Please write to me the relevant part of the legislation that require a full screen cookie banner that requires you to manually click "no" on each of the 1000+ "partners".
> you've offered zero facts to support it either.
Ah yes, and you've provided a lot of support to your "cookie banners as we see them implemented by literal ad business industry groups are the result of the legislation"
> and know exactly why we made the decisions we did based on the legal advice given in each instance.
Oh, I do, too. The legal council is "since you insist on using fifteen different marketing tools each relying on tracking, we have to include these banners developed by the advertising and tracking industry to cover our assess".

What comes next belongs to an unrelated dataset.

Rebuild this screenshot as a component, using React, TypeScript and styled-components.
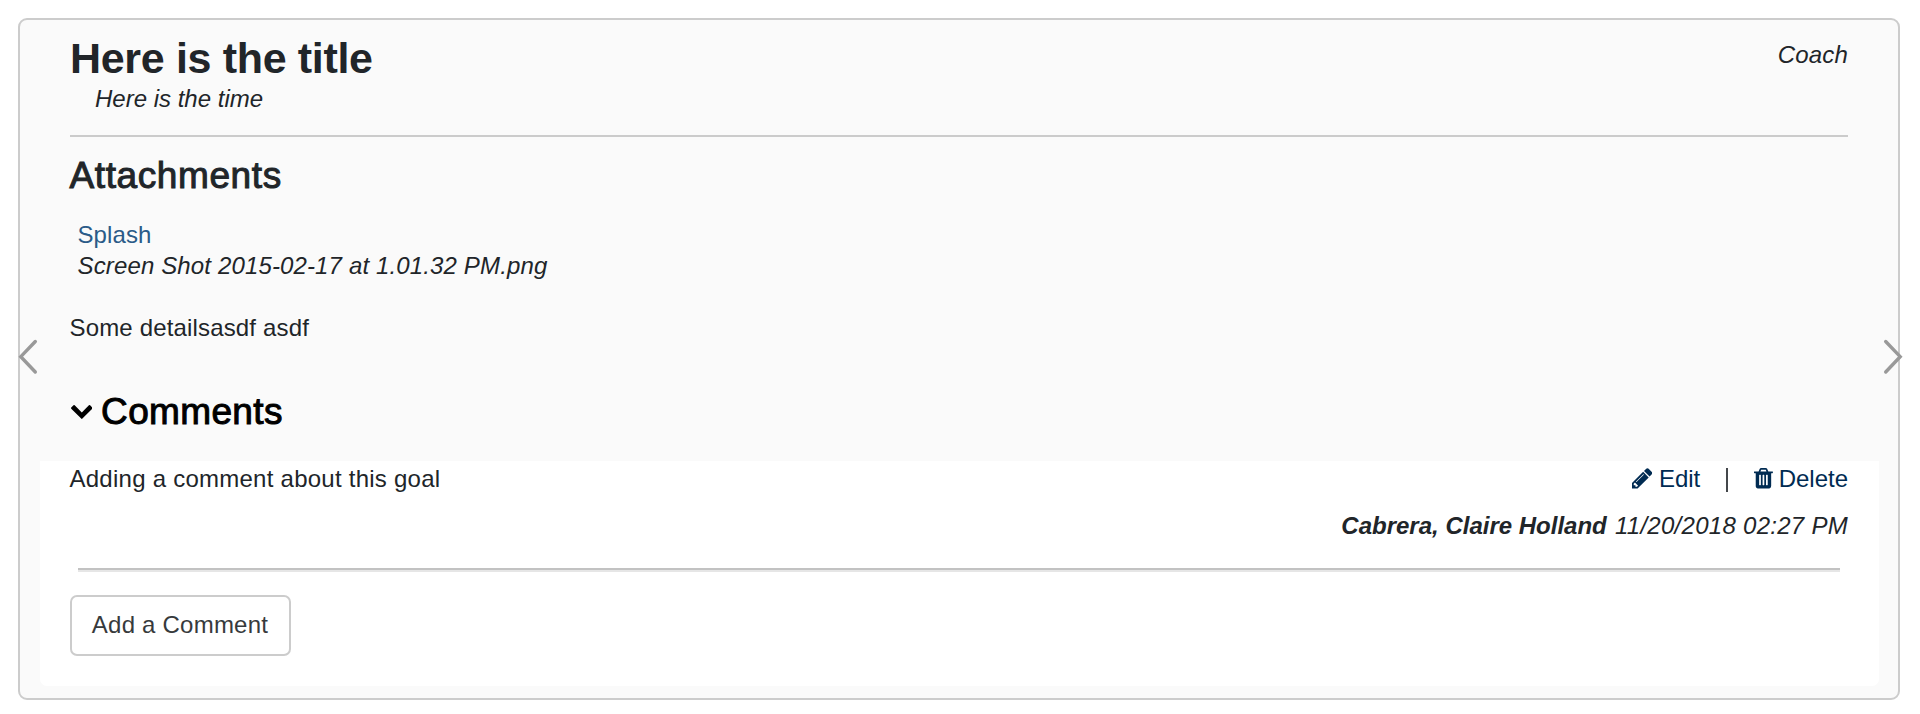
import React from "react";
import styled, { createGlobalStyle } from "styled-components";

const GlobalStyle = createGlobalStyle`
  * { box-sizing: border-box; }
  body {
    margin: 0;
    background: #fff;
    color: #212529;
    font: 24px/31px "Liberation Sans", Arial, sans-serif;
  }
`;

const Page = styled.main`
  height: 714px;
  padding: 18px 20px 14px 18px;
`;

const Card = styled.article`
  position: relative;
  height: 682px;
  border: 2px solid #ccc;
  border-radius: 9px;
  background: #fafafa;
`;

const Header = styled.header`
  display: flex;
  justify-content: space-between;
  height: 117px;
  margin: 0 50px;
  padding-top: 13px;
  border-bottom: 2px solid #cbcbcb;
`;

const Title = styled.h1`
  margin: 0;
  font-size: 43px;
  line-height: 50px;
  letter-spacing: -0.33px;
`;

const Time = styled.div`
  padding-left: 25px;
  font-style: italic;
`;

const Role = styled.div`
  padding-top: 6px;
  font-style: italic;
  letter-spacing: 0.2px;
`;

const Section = styled.section`
  padding: 0 50px 0 49.5px;
`;

const Heading = styled.h2<{ $gap: number; $spacing: number; $color?: string }>`
  display: flex;
  align-items: center;
  gap: 9px;
  margin: ${(p) => p.$gap}px 0 0;
  color: ${(p) => p.$color ?? "inherit"};
  font-size: 37px;
  font-weight: 400;
  line-height: 44px;
  letter-spacing: ${(p) => p.$spacing}px;
  -webkit-text-stroke: 1px currentColor;
  svg { margin-left: 1px; }
`;

const Attachment = styled.div`
  display: flex;
  flex-direction: column;
  align-items: flex-start;
  padding: 21px 0 0 8px;
`;

const FileLink = styled.a`
  color: #2a5b88;
  letter-spacing: 0.1px;
`;

const FileName = styled.span`
  font-style: italic;
  letter-spacing: 0.14px;
`;

const Details = styled.p`
  margin: 31px 0 0;
  letter-spacing: 0.16px;
`;

const Comments = styled.section`
  height: 225px;
  margin: 27px 19px 0 20px;
  padding: 2px 31px 0 29.5px;
  border-radius: 0 0 7px 7px;
  background: #fff;
`;

const CommentRow = styled.div`
  display: flex;
  justify-content: space-between;
  letter-spacing: 0.25px;
`;

const Actions = styled.div`
  display: flex;
  align-items: center;
  letter-spacing: 0;
`;

const Action = styled.a<{ $gap: number }>`
  display: flex;
  align-items: center;
  gap: ${(p) => p.$gap}px;
  color: #002b52;
`;

const Separator = styled.span`
  width: 2px;
  height: 24px;
  margin: 2px 26px 0 25.5px;
  background: #44474b;
`;

const Byline = styled.div`
  margin-top: 15.5px;
  text-align: right;
  font-style: italic;
`;

const Author = styled.strong`
  margin-right: 1.5px;
`;

const Stamp = styled.span`
  letter-spacing: 0.28px;
`;

const Rule = styled.hr`
  height: 4px;
  margin: 27.5px 8px 23px 8.5px;
  border: 0;
  border-top: 2px solid #c2c2c2;
  border-bottom: 2px solid #e6e6e6;
`;

const AddButton = styled.button`
  display: block;
  width: 221px;
  height: 61px;
  padding: 0 0 2px;
  border: 2px solid #ccc;
  border-radius: 7px;
  background: #fff;
  color: #373a3c;
  font: inherit;
  letter-spacing: 0.22px;
`;

const Arrow = styled.button<{ $side: "left" | "right" }>`
  position: absolute;
  top: 319px;
  ${(p) => p.$side}: ${(p) => (p.$side === "left" ? "-2px" : "-5px")};
  display: flex;
  padding: 0;
  border: 0;
  background: none;
  svg { transform: ${(p) => (p.$side === "right" ? "scaleX(-1)" : "none")}; }
`;

const ArrowIcon = () => (
  <svg width="20" height="36" viewBox="0 0 20 36" fill="none" stroke="#999" strokeWidth="3.4" strokeLinecap="round">
    <path d="M17.3 2.5 2.8 17.7 17.3 33" />
  </svg>
);

const PencilIcon = () => (
  <svg width="20.3" height="20.6" viewBox="128 128 1515 1536" fill="currentColor">
    <path d="M491 1536l91-91-235-235-91 91v107h128v128h107zm523-928q0-22-22-22-10 0-17 7l-542 542q-7 7-7 17 0 22 22 22 10 0 17-7l542-542q7-7 7-17zm-54-192l416 416-832 832h-416v-416zm683 96q0 53-37 90l-166 166-416-416 166-165q36-38 90-38 53 0 91 38l235 234q37 39 37 91z" />
  </svg>
);

const TrashIcon = () => (
  <svg width="18.9" height="20.6" viewBox="0 128 1408 1536" fill="currentColor">
    <path d="M512 1376v-704q0-14-9-23t-23-9h-64q-14 0-23 9t-9 23v704q0 14 9 23t23 9h64q14 0 23-9t9-23zm256 0v-704q0-14-9-23t-23-9h-64q-14 0-23 9t-9 23v704q0 14 9 23t23 9h64q14 0 23-9t9-23zm256 0v-704q0-14-9-23t-23-9h-64q-14 0-23 9t-9 23v704q0 14 9 23t23 9h64q14 0 23-9t9-23zm-544-992h448l-48-117q-7-9-17-11h-317q-10 2-17 11zm928 32v64q0 14-9 23t-23 9h-96v948q0 83-47 143.500t-113 60.500h-832q-66 0-113-58.500t-47-141.500v-952h-96q-14 0-23-9t-9-23v-64q0-14 9-23t23-9h309l70-167q15-37 54-63t79-26h320q40 0 79 26t54 63l70 167h309q14 0 23 9t9 23z" />
  </svg>
);

const ChevronIcon = () => (
  <svg width="21.6" height="13.9" viewBox="90 533 1612 1035" fill="currentColor">
    <path d="M1683 808l-742 741q-19 19-45 19t-45-19l-742-741q-19-19-19-45.500t19-45.500l166-165q19-19 45-19t45 19l531 531 531-531q19-19 45-19t45 19l166 165q19 19 19 45.500t-19 45.500z" />
  </svg>
);

export default function App() {
  return (
    <Page>
      <GlobalStyle />
      <Card>
        <Header>
          <div>
            <Title>Here is the title</Title>
            <Time>Here is the time</Time>
          </div>
          <Role>Coach</Role>
        </Header>
        <Section>
          <Heading $gap={17} $spacing={0.6}>Attachments</Heading>
          <Attachment>
            <FileLink>Splash</FileLink>
            <FileName>Screen Shot 2015-02-17 at 1.01.32 PM.png</FileName>
          </Attachment>
          <Details>Some detailsasdf asdf</Details>
          <Heading $gap={47} $spacing={0.35} $color="#000">
            <ChevronIcon />
            Comments
          </Heading>
        </Section>
        <Comments>
          <CommentRow>
            <span>Adding a comment about this goal</span>
            <Actions>
              <Action $gap={7}><PencilIcon />Edit</Action>
              <Separator />
              <Action $gap={6}><TrashIcon />Delete</Action>
            </Actions>
          </CommentRow>
          <Byline>
            <Author>Cabrera, Claire Holland</Author> <Stamp>11/20/2018 02:27 PM</Stamp>
          </Byline>
          <Rule />
          <AddButton type="button">Add a Comment</AddButton>
        </Comments>
        <Arrow $side="left" aria-label="Previous"><ArrowIcon /></Arrow>
        <Arrow $side="right" aria-label="Next"><ArrowIcon /></Arrow>
      </Card>
    </Page>
  );
}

> You want this conspiracy narrative
Once again: it's not a conspiracy theory. It's literally done in the open.
> could you not agree that moving forward, a centralized browser-based setting is the better solution for all parties involved?
GDPR has been around for 9 years now.
Somehow, world's largest advertising and user tracking company that incidentally makes the world's most popular browser came up with exactly zero proposals to do that.
In the same time they have come up with at least three to keep tricking people into tracking. The latest one was literally "how to build a more private web? by turning on tracking" https://x.com/dmitriid/status/1664682689591377923 ("no thanks" in those screenshots turns off data sharing and tracking)
But yes do tell me how this blatant open flaunting of user privacy is "conspiracy thinking".
Edit: also please tell me whether "we're creating a user profile on you, collect device identifiers and precise geolocation information, and storing that data for 12 years" is conspiracy thinking and the direct result of GDPR?